Real-time optimization benefits from algorithmic simplifications tailored to the robot’s hardware. For example, convex relaxations convert nonconvex planning problems into tractable forms that can be solved quickly, with tightened bounds to maintain fidelity. Decomposition techniques split the problem into a local planner and a short-horizon predictor, coordinating through shared variables. Such modularity enables parallel computation on multi-core CPUs or dedicated embedded accelerators. In practice, engineers must manage numerical stability, ensuring that approximations do not yield unsafe commands. Careful calibration and systematic testing guard against rare but dangerous edge cases during dense traffic scenarios.
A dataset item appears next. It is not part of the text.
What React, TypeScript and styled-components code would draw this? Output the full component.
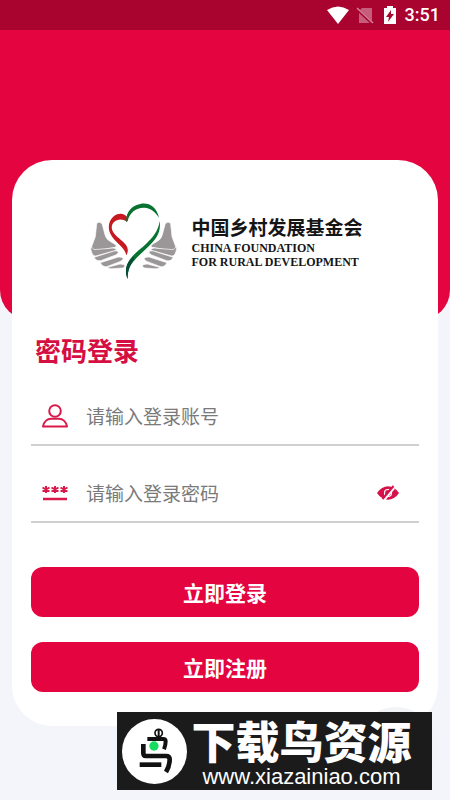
import React, { useState } from "react";
import styled, { createGlobalStyle } from "styled-components";

const RED = "#e4043f";

const GlobalStyle = createGlobalStyle`
  * { box-sizing: border-box; }
  html, body, #root { min-height: 100%; }
  body {
    margin: 0;
    background: #f4f5fa;
    font-family: Roboto, "Noto Sans CJK SC", sans-serif;
  }
`;

const Page = styled.div`
  position: relative;
  min-height: 100vh;
`;

const StatusBar = styled.header`
  display: flex;
  align-items: center;
  justify-content: flex-end;
  height: 30px;
  padding-right: 10px;
  background: #a9032f;
  color: #fff;
`;

const StatusIcons = styled.svg`
  display: block;
  margin-right: 8px;
`;

const Clock = styled.time`
  font: 500 18px/30px Roboto, sans-serif;
`;

const Hero = styled.div`
  height: 290px;
  border-radius: 0 0 30px 30px;
  background: ${RED};
`;

const Card = styled.main`
  margin: -160px 12px 0;
  padding: 35px 19px 34px;
  border-radius: 40px;
  background: #fff;
`;

const Brand = styled.div`
  display: flex;
  justify-content: center;
  gap: 7px;
  height: 90px;
  padding-right: 3px;
`;

const BrandMark = styled.svg`
  flex: none;
`;

const BrandText = styled.div`
  padding-top: 18px;
  color: #151515;
  white-space: nowrap;
`;

const BrandName = styled.div`
  font: 700 19px/28px "Noto Sans CJK SC", sans-serif;
`;

const BrandLatin = styled.div`
  font: 700 12px/14px "Liberation Serif", serif;
`;

const Title = styled.h1`
  margin: 45px 0 0 4px;
  color: #d50e43;
  font: 700 26px/40px "Noto Sans CJK SC", sans-serif;
`;

const Field = styled.label<{ $tall?: boolean }>`
  display: flex;
  align-items: center;
  height: ${(p) => (p.$tall ? 77 : 76)}px;
  padding: ${(p) => (p.$tall ? 18 : 17)}px 20px 0 10px;
  border-bottom: 2px solid #d0d0d0;
`;

const Input = styled.input`
  flex: 1;
  min-width: 0;
  height: 40px;
  margin-left: 17px;
  padding: 0;
  border: 0;
  outline: 0;
  background: transparent;
  color: #333;
  font: 400 19px/28px "Noto Sans CJK SC", sans-serif;
  &::placeholder { color: #7a7a7a; opacity: 1; }
`;

const EyeButton = styled.button`
  display: flex;
  padding: 0;
  border: 0;
  background: none;
  cursor: pointer;
`;

const Actions = styled.div`
  display: grid;
  gap: 25px;
  margin-top: 44px;
`;

const ActionButton = styled.button`
  height: 50px;
  padding: 0;
  border: 0;
  border-radius: 12px;
  background: ${RED};
  color: #fff;
  font: 700 21px/30px "Noto Sans CJK SC", sans-serif;
  cursor: pointer;
`;

const FloatingDisc = styled.div`
  position: absolute;
  right: 12px;
  bottom: 9px;
  width: 84px;
  height: 84px;
  border-radius: 50%;
  background: #f3f4f8;
`;

const Watermark = styled.aside`
  position: absolute;
  right: 18px;
  bottom: 10px;
  display: flex;
  align-items: center;
  gap: 2px;
  width: 315px;
  height: 78px;
  padding-left: 5px;
  background: #1b1b1b;
  color: #fff;
`;

const WatermarkText = styled.div`
  flex: 1;
  padding: 2px 18px 0 0;
  white-space: nowrap;
  text-align: center;
`;

const WatermarkName = styled.div`
  font: 900 44px/50px "Noto Sans CJK SC", sans-serif;
`;

const WatermarkLink = styled.a`
  display: block;
  color: #fff;
  font: 400 22px/24px "Liberation Sans", sans-serif;
  text-decoration: none;
`;

function Logo() {
  const hand = (
    <>
      <path d="M38 87q1-6 8-5 7 0 9 7l8 30q3 14 17 21l16 10q3 5-4 7l-66 13q-8-2-5-10l13-35z" />
      <path d="M20 158q4-4 10 6l58-5q10 1 9 7l-62 17q-12 1-15-25z" />
      <path d="M30 187l60-19q12-3 13 4 0 4-8 8l-45 17q-13 3-20-10z" />
      <path d="M49 203l54-17q12-1 15 5-2 6-11 9l-39 15q-13 1-19-12z" />
      <path d="M71 217l37-10q12 0 15 5-1 6-7 7l-29 2q-11 2-16-4z" />
    </>
  );
  return (
    <BrandMark width="100" height="90" viewBox="0 0 300 270" role="img" aria-label="中国乡村发展基金会">
      <g fill="#9b9798" stroke="#fff" strokeWidth="2">
        {hand}
        <g transform="translate(298 0) scale(-1 1)">{hand}</g>
      </g>
      <path fill="#c51a22" d="M129 80c-13-9-28-9-39 1-9 9-9 22 0 34 11 14 32 26 39 40 4 9 3 17-2 26-2-11-8-19-17-28-13-13-26-24-32-39-7-18-3-39 12-51 16-12 36-6 41 6z" />
      <path fill="#087331" d="M127 82c-2-24 9-43 31-52 27-12 59-2 67 39-9-17-24-30-44-31-24-1-44 14-50 40z" />
      <path fill="#087331" d="M227 78c5 35-12 56-36 79-20 20-48 41-56 66-4 10-4 19-4 29-7-15-7-35 2-51 12-22 35-37 53-54 19-19 37-38 41-69z" />
      <path fill="#0a4c39" d="M131 252c-7-15-7-34 1-48 5-8 11-14 18-20v10c-13 15-19 32-19 58z" />
    </BrandMark>
  );
}

function UserIcon() {
  return (
    <svg width="28" height="24" viewBox="0 0 28 24" fill="none" stroke="#d71a4b" strokeWidth="2" aria-hidden="true">
      <circle cx="14" cy="7" r="5.8" />
      <path d="M2 22.500C3 17.500 6.500 14.800 10 14.800h8c3.500 0 7 2.700 8 7.700z" strokeLinejoin="round" />
    </svg>
  );
}

function PasswordIcon() {
  return (
    <svg width="28" height="24" viewBox="0 0 28 24" stroke="#d71a4b" strokeWidth="2" aria-hidden="true">
      {[5, 14, 23].map((x) => (
        <path key={x} d={`M${x} 5v7M${x - 3.5} 6.500l7 4M${x - 3.5} 10.500l7-4`} />
      ))}
      <path d="M2 18h24" strokeWidth="2.500" />
    </svg>
  );
}

function EyeOffIcon() {
  return (
    <svg width="22" height="18" viewBox="0 0 22 18" aria-hidden="true">
      <path fill="#d7124a" d="M0 9c6-9 16-9 22 0-6 9-16 9-22 0z" />
      <circle cx="11" cy="9" r="3.500" fill="none" stroke="#fff" strokeWidth="1.200" />
      <path d="M7 16L17 4" stroke="#fff" strokeWidth="2.500" />
      <path d="M5.500 15L16.500 2" stroke="#d7124a" strokeWidth="2" />
    </svg>
  );
}

function BirdIcon() {
  return (
    <svg width="65" height="65" viewBox="0 0 195 195" aria-hidden="true">
      <circle cx="97.500" cy="97.500" r="97.500" fill="#fff" />
      <g fill="none" stroke="#111" strokeWidth="14">
        <circle cx="110" cy="42" r="11" strokeWidth="5" />
        <path d="M110 32v20" strokeWidth="6" />
        <path d="M76 60h47q8 0 8 7 0 11-5 24" strokeWidth="12" />
        <path d="M64 75v28q0 8 8 8h60q11 0 11 10 0 20-11 38" />
        <path d="M53 137h65" />
      </g>
      <circle cx="96" cy="81" r="14" fill="#17dc61" />
    </svg>
  );
}

export default function App() {
  const [visible, setVisible] = useState(false);
  return (
    <>
      <GlobalStyle />
      <Page>
        <StatusBar>
          <StatusIcons width="70" height="20" viewBox="0 0 70 20" aria-hidden="true">
            <path fill="#fff" d="M0 5Q11-2 22 5L11 19z" />
            <path fill="#c65e7b" d="M35 3h10v15H32V6z" />
            <path d="M30 4l16 15" stroke="#a9032f" strokeWidth="3" />
            <path d="M30 3l16 15" stroke="#d184a0" strokeWidth="1.500" />
            <path fill="#fff" d="M60 1h6v2h3v16H57V3h3z" />
            <path fill="#a9032f" d="M64 5l-5 7h3l-1 5 6-8h-3z" />
          </StatusIcons>
          <Clock>3:51</Clock>
        </StatusBar>
        <Hero />
        <Card>
          <Brand>
            <Logo />
            <BrandText>
              <BrandName>中国乡村发展基金会</BrandName>
              <BrandLatin>CHINA FOUNDATION</BrandLatin>
              <BrandLatin>FOR RURAL DEVELOPMENT</BrandLatin>
            </BrandText>
          </Brand>
          <Title>密码登录</Title>
          <form onSubmit={(e) => e.preventDefault()}>
            <Field>
              <UserIcon />
              <Input type="text" aria-label="登录账号" placeholder="请输入登录账号" />
            </Field>
            <Field $tall>
              <PasswordIcon />
              <Input type={visible ? "text" : "password"} aria-label="登录密码" placeholder="请输入登录密码" />
              <EyeButton type="button" aria-label="显示密码" onClick={() => setVisible(!visible)}>
                <EyeOffIcon />
              </EyeButton>
            </Field>
            <Actions>
              <ActionButton type="submit">立即登录</ActionButton>
              <ActionButton type="button">立即注册</ActionButton>
            </Actions>
          </form>
        </Card>
        <FloatingDisc />
        <Watermark>
          <BirdIcon />
          <WatermarkText>
            <WatermarkName>下载鸟资源</WatermarkName>
            <WatermarkLink href="#">www.xiazainiao.com</WatermarkLink>
          </WatermarkText>
        </Watermark>
      </Page>
    </>
  );
}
Energy-awareness also shapes feasible strategies, particularly for mobile platforms with limited batteries. The planner prefers trajectories that minimize unnecessary accelerations and decelerations, reducing power spikes and thermal load. As a vehicle travels through a cluttered area, the optimizer continuously weighs the cost of path quality against energy expenditure. If a slower, smoother path promises lower energy with comparable time, it may be favored. Such considerations extend to charging opportunities and duty cycles for robots operating over long shifts. The outcome is a more sustainable navigation policy without compromising responsiveness.
Finally, human-robot collaboration considerations influence local planner design. In shared workspaces, planners must respect personal space, predictable motion, and legible trajectories. Transparent behavior builds trust with human teammates, who appreciate clear indications of intent. To support this, planners incorporate compliance-friendly maneuvers, gentler acceleration profiles, and explicit stop gestures when encountering people. Feedback mechanisms, such as visible indicators or wearable cues, help people anticipate robot actions. While maintaining speed when possible, the system prioritizes safety and comfort, ensuring productive and harmonious interactions in cluttered environments.
As cluttered environments evolve, ongoing refinement remains essential. Developers should monitor for bias toward aggressive behavior, fragility under sensor loss, and drift in obstacle predictions. Regular retraining, diversity in simulation scenarios, and post-deployment updates keep the planner robust. In practice, teams document edge cases and establish rapid iteration cycles for fixes. The overarching objective is a local planner that preserves momentum, adapts to new obstacles with grace, and delivers dependable, safe performance across a broad range of real-world conditions.